Event Sourcing, in its most basic form, is nothing more than a persistence mechanism. Instead of writing the current state of an object to, let’s say, a relational database, we store a series of events associated with that object in a specific database: the Event Store.

In summary, event sourcing is the persistence mechanism, while the event store is the actual database where the events for each object are persisted.

Note: While there are databases built from the ground up for event sourcing, I also saw event stores that are built on top of established databases, such as PostgreSQL.

If you want to learn more about event sourcing, feel free to check out my other blog posts or refer to blog articles from EventStoreDB.

Kafka + Event Sourcing?

Kafka is a great and powerful tool when it comes to streaming systems, but is it also ideal for event sourcing? The next subsections aim to give an idea of whether Kafka can actually fulfill the typical requirements of an event store.

Optimistic Concurrency Control

A common requirement of a database made for event sourcing is to detect concurrent writes. This is typically achieved by using some kind of optimistic concurrency control. Optimistic concurrency control ensures that decisions are made based on the current state of an object, which is a guarantee that many databases provide. One way to implement this is by using a version number that the event store can use to detect whether an event stream was modified between the read and write action. This approach is successfully used in EventStoreDB, for example.

Kafka does not support optimistic concurrency control. However, another blog article mentioned that it is possible to lock a whole partition, which would at least allow for pessimistic concurrency. Either way, optimistic locking is a much more scalable and performant solution compared to pessimistic locking. Many other viable solutions, such as a “database frontend”, can mitigate this issue but often result in additional complexity.
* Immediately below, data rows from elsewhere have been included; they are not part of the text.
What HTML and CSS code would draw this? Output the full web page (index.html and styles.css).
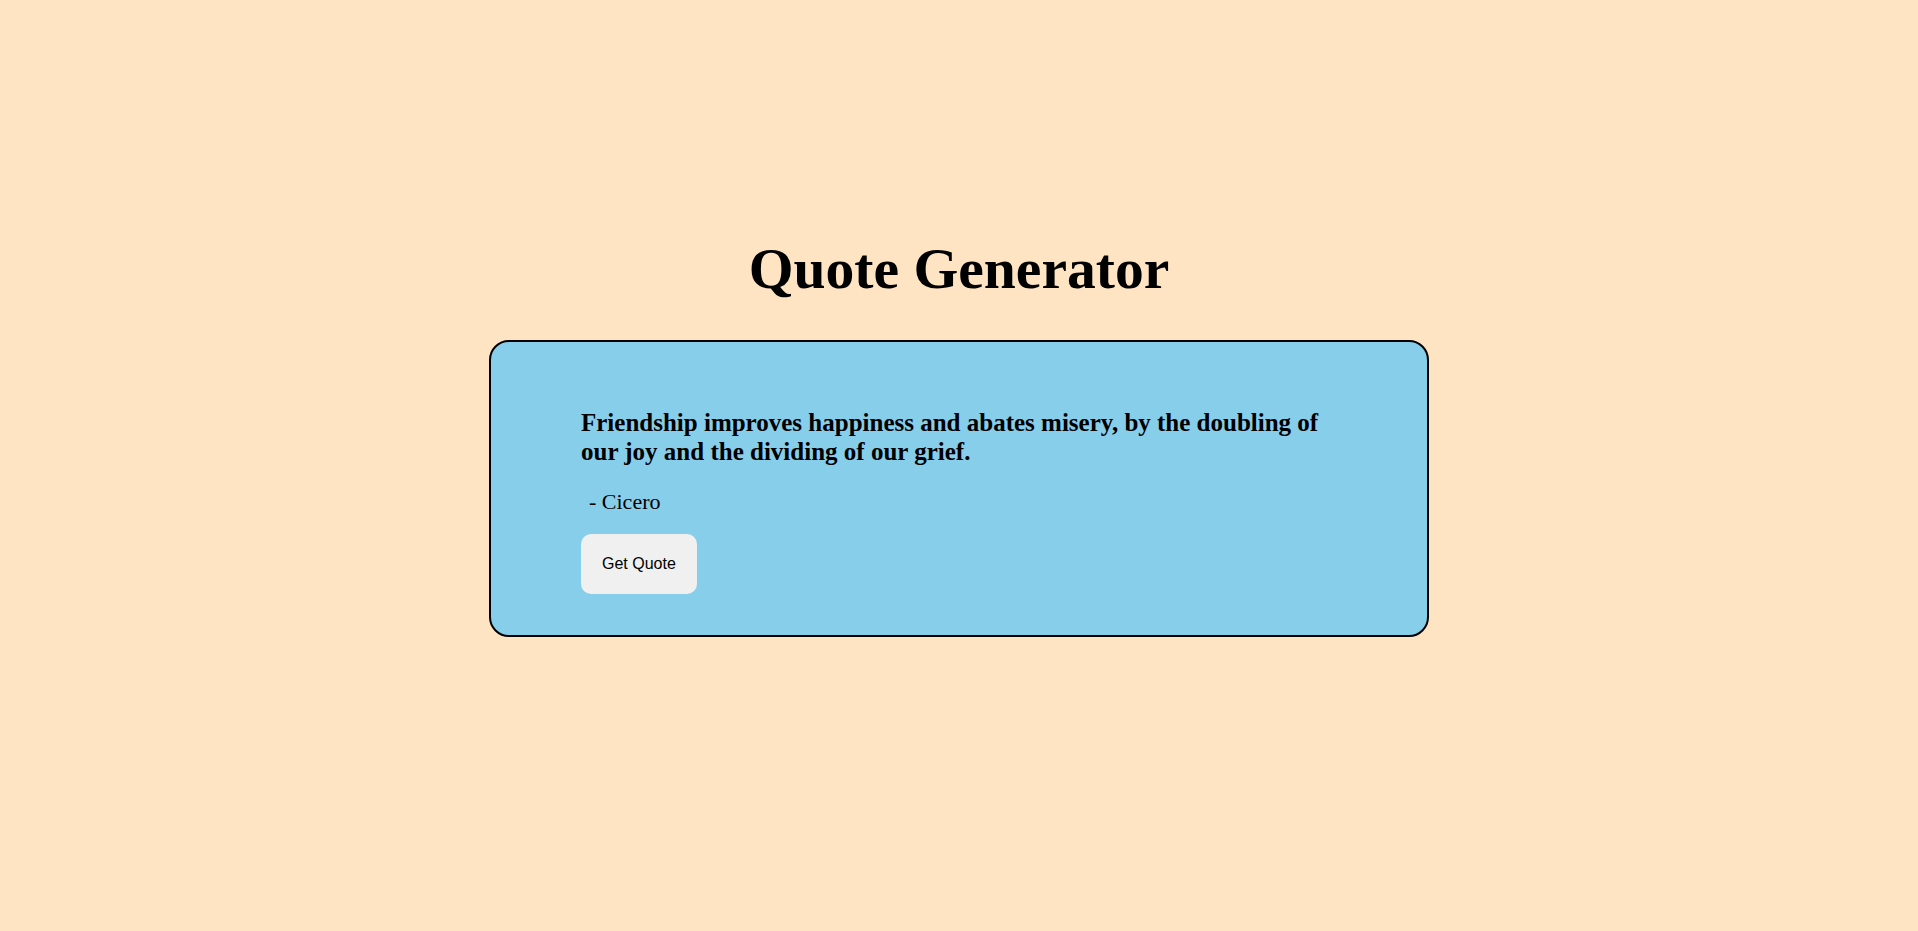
FILE: index.html
```html
<!DOCTYPE html>
<html>
<head>
<meta charset="utf-8">
<title>Quote Generator</title>
<link rel="stylesheet" href="styles.css">
</head>
<body>
<main class="page">
  <h1 class="title">Quote Generator</h1>
  <section class="card">
    <p class="quote">Friendship improves happiness and abates misery, by the doubling of our joy and the dividing of our grief.</p>
    <p class="author">- Cicero</p>
    <button class="btn">Get Quote</button>
  </section>
</main>
</body>
</html>
```
FILE: styles.css
```css
html, body {
  margin: 0;
  padding: 0;
}
body {
  background: #ffe4c4;
  font-family: "Liberation Serif", "Times New Roman", serif;
  color: #000;
}
.page {
  min-height: 931px;
  display: flex;
  flex-direction: column;
  align-items: center;
  box-sizing: border-box;
  padding-top: 236px;
}
.title {
  font-size: 57.6px;
  font-weight: bold;
  margin: 0 0 38px;
  line-height: 1.15;
}
.card {
  width: 756px;
  background: #87ceeb;
  border: 2px solid #000;
  border-radius: 20px;
  padding: 67px 90px 41px;
}
.quote {
  font-size: 25px;
  font-weight: bold;
  margin: 0 0 22px;
  line-height: 1.15;
}
.author {
  font-size: 22px;
  margin: 0 0 19px;
  padding-left: 8px;
}
.btn {
  font-family: "Liberation Sans", Arial, sans-serif;
  font-size: 16px;
  background: #f0f0f0;
  color: #000;
  border: none;
  border-radius: 10px;
  padding: 21px 21px;
}
```
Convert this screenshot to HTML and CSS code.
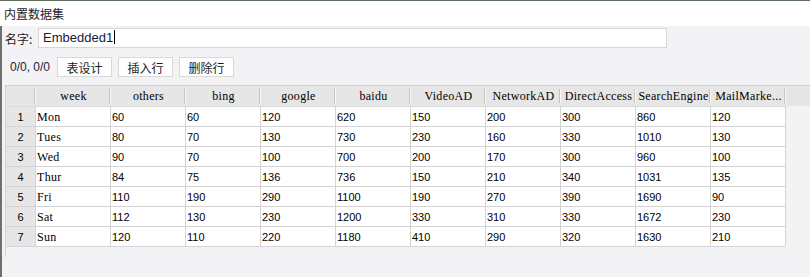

Efficient Loading of Single Entities

A very common use case of an event store is to load an entity by its identifier. An event store persists an entity’s events in an event stream. When we want to load and reconstruct an entity’s state in memory, we have to load the events contained in the corresponding event stream. Event stores such as EventStoreDB are optimized for this use case.

In contrast, Kafka deals with topics. A topic typically represents a whole type of entity, for example, customers, orders, or sessions. Unfortunately, there is no practical way to load a specific entity by its identifier within a topic. We can assume to deal with linear complexity here.

What feels more natural to you: Loading a single event stream by its ID, or (potentially) loading a whole topic and iterating over that topic to filter out events for a given entity?

Consistent Writes

If a series of events is appended to an event stream, we want to make sure that all our events are persisted in one atomic transaction. Partially written or duplicated events would lead to consistency issues. This kind of transaction support is a matter of course for event sourcing solutions like EventStoreDB. In the case of EventStoreDB, this concept is better known as atomic writes.

Actually, Kafka comes with support for transactions for a few years now. Even though Kafka supports transactions, more work is required to accomplish the same effect compared to using an event store solution that provides this guarantee out of the box.

Storing and Publishing the Same Events?

While using events as a persistence mechanism, publishing events to notify other components about a change are two different scenarios. The first scenario typically deals with domain events, while the latter is subject to integration events. Still, there are a lot of cases where the same events are used for persistence and integration.

Events that are stored as part of the persistence mechanism (event sourcing) have nothing to do with the events that are used to notify other components about a state change in the system. Note that these potential components could be other service boundaries.

Event sourcing is just an implementation detail. The question to ask is whether we really want to expose those implementation details outside our service boundary. It feels a bit like pushing a service’s data store into other services’ faces and saying: “Here! Take all my data and do whatever you want with it.”

From my experience, we don’t want other components or services to read data directly from our database. Instead, we want to control which data to expose and which to keep inside our own boundary through a well-defined contract, e.g., an API.

Use the Right Tool for the Job

If you decide to use event sourcing for parts of your system, you probably have a good reason to do so. In such cases, the use of proper tooling is recommended to avoid additional complexity. The event sourcing approach is just different and sometimes even confusing if not understood completely compared to more traditional approaches. Using tools that were just not made for event sourcing won’t make our lives easier.

Again, Kafka is a great streaming and messaging platform, and it is designed to solve a specific set of problems. This set of problems does not necessarily include how event-sourced entities should be stored. On the other hand, an event store is designed for a different set of problems, and certainly cannot (or should not) be used for use cases for which Kafka was designed.

In my opinion, using the right tool for the job should be the preferred choice, given that all organizational as well as technical constraints allow the use of these tools.

Conclusion

In conclusion, can Kafka be used for event sourcing? Yes.
Is Kafka an ideal solution for event sourcing? No.

Kafka is a powerful tool but not the most ideal solution for event sourcing because event stores come with requirements that are just more complex and challenging to meet for a streaming platform like Kafka.

In the end, one has to make the tradeoff analysis and ultimate decision on whether to use an established event sourcing solution or Kafka. What remains is the following: A great messaging platform cannot also be the best event store and vice versa.